Find $d_n$ which is number of all spanning tree of $G_n$ where $V = \left\{ 0,1,...,n \right\} $ and $$E = \left\{ \left\{ 0,i \right\} : i \in [n] \right\} \cup \left\{ \left\{ i,i+1 \right\} : i \in [n-1] \right\} $$
This is our graph
And I found that
$$ d_n = 2d_{n-1} \text{ for } n \ge 4$$
$d_1 = 1$
$d_2 = 1$
$d_3 = 3$
But the pattern looks too simple, can somebody verify that?

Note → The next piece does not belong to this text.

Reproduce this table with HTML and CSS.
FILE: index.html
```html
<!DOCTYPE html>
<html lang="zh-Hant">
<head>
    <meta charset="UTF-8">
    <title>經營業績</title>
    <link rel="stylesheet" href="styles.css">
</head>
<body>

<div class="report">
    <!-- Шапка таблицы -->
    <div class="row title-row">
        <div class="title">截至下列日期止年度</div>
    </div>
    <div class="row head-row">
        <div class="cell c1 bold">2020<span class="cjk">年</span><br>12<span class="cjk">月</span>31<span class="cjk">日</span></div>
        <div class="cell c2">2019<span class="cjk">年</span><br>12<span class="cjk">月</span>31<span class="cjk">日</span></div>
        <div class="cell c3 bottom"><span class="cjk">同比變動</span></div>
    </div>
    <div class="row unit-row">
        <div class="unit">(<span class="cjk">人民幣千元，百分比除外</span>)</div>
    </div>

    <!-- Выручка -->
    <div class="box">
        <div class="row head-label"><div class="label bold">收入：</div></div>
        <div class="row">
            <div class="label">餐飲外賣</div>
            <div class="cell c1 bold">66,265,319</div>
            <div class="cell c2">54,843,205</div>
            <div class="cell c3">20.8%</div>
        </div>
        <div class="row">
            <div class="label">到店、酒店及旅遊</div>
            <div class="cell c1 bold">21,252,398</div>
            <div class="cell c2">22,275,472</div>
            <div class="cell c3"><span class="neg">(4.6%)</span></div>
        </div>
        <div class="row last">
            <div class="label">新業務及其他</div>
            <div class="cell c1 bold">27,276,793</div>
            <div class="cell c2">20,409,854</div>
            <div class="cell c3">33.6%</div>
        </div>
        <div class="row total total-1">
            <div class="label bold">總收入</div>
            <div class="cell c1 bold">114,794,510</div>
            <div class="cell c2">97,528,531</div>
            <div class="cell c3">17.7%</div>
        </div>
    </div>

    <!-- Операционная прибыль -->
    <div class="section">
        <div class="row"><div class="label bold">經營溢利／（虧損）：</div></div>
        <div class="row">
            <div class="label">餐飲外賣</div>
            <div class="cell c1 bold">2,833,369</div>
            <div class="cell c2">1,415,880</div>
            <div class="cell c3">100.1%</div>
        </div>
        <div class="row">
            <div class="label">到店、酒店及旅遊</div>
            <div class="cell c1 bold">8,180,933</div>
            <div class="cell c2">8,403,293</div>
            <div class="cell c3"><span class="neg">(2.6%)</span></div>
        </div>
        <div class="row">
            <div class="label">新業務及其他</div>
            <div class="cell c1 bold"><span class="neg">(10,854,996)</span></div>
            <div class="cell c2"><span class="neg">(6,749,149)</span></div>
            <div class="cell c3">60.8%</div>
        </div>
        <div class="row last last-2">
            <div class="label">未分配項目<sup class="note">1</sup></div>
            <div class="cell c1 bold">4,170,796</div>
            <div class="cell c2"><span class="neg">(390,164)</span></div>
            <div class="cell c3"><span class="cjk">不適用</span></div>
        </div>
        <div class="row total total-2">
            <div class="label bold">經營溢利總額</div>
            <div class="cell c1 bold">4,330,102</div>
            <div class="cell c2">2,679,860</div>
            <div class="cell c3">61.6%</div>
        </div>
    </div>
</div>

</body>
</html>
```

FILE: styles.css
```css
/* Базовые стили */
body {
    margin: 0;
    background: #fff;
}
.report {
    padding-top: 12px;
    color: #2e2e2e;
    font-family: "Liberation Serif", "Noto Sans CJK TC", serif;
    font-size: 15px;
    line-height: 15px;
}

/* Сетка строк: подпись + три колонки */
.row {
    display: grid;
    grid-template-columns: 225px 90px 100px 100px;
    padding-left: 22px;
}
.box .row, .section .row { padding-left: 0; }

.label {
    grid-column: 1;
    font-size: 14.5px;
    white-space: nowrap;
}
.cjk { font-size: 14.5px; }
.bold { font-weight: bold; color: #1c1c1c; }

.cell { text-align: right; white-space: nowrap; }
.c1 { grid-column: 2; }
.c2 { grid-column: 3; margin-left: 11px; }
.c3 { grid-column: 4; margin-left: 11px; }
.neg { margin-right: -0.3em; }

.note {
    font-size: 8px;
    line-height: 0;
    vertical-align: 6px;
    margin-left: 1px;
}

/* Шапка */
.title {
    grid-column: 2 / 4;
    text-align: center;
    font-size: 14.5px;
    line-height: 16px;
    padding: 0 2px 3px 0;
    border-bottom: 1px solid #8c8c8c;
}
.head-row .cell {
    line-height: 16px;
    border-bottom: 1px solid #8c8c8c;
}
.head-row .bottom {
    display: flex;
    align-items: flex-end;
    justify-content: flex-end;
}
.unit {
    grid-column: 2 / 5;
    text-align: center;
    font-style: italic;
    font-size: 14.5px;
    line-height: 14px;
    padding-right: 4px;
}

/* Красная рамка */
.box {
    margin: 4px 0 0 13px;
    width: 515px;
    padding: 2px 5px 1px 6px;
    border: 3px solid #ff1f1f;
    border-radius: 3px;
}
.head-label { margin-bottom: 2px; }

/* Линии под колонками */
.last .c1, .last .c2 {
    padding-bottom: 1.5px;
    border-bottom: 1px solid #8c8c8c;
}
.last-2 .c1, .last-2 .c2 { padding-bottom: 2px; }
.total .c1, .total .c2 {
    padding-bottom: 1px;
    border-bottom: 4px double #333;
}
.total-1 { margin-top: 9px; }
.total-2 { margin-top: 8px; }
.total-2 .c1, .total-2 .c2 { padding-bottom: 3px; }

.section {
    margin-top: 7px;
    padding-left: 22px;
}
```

I think you messed up the indices. $d_0=1, d_1=1, d_2=3$. Looking for a recursion is a good idea (probably the right approach). But again, you made a small mistake.
Case 1: the edge $(0,n+1)$ is in the tree but $(n,n+1)$ is not. Then there are $d_n$ solutions.

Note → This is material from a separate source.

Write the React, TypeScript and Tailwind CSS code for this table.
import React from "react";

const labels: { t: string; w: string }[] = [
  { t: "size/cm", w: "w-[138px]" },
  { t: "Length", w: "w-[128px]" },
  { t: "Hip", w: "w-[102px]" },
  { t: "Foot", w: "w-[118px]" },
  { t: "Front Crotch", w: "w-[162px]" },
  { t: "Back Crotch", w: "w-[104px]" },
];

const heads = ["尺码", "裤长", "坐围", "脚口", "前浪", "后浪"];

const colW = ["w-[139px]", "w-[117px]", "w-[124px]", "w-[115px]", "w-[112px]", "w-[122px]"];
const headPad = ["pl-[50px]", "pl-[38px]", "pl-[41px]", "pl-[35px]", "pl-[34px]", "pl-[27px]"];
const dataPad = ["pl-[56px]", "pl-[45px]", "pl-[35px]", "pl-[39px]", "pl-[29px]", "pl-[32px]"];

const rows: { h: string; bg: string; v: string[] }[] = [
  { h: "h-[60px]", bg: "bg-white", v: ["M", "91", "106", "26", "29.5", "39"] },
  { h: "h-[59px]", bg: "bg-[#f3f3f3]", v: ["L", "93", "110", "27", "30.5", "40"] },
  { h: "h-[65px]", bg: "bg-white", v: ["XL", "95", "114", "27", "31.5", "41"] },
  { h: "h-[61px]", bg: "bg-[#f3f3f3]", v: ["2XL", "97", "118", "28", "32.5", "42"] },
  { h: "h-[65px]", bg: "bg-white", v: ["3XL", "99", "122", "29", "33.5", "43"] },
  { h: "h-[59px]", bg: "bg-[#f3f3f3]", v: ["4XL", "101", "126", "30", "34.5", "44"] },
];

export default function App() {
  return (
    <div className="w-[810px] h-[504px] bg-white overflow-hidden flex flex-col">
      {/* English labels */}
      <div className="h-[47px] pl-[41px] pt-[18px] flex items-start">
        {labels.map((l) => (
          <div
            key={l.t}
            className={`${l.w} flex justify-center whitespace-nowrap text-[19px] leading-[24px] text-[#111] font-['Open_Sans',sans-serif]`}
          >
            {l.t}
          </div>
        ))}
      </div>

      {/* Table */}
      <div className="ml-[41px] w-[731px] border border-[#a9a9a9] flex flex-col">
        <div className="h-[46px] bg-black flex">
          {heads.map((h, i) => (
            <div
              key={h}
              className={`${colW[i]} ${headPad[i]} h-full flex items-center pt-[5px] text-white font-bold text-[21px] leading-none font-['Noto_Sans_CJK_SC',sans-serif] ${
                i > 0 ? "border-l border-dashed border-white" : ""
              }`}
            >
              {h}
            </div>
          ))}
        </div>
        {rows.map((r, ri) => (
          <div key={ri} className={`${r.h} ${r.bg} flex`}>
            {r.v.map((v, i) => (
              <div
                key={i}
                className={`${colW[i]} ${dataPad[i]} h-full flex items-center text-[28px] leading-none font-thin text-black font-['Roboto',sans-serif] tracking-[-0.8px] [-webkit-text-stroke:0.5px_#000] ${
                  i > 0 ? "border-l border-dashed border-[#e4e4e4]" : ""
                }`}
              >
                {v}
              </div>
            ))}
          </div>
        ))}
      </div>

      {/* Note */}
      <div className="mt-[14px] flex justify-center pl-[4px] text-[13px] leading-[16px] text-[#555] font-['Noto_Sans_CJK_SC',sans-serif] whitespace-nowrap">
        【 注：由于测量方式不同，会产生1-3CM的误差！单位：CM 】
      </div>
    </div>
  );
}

Case 2: the edge $(0,n+1)$ is not in the tree but $(n,n+1)$ is there. Then there are $d_n$ solutions.
Cse 3: both edges containing $(n+1)$ is in the tree. I claim that there are $d_0+d_1+\cdots +d_{n-1}$ solutions in this case. (Think about it.)
So the recursive rule is $d_{n+1}=d_0+\cdots +d_{n-1}+2d_n$. (This also works for $n=2$.)
Seems to me that this gives $d_n= F_{2n}$ for $n\geq 1$.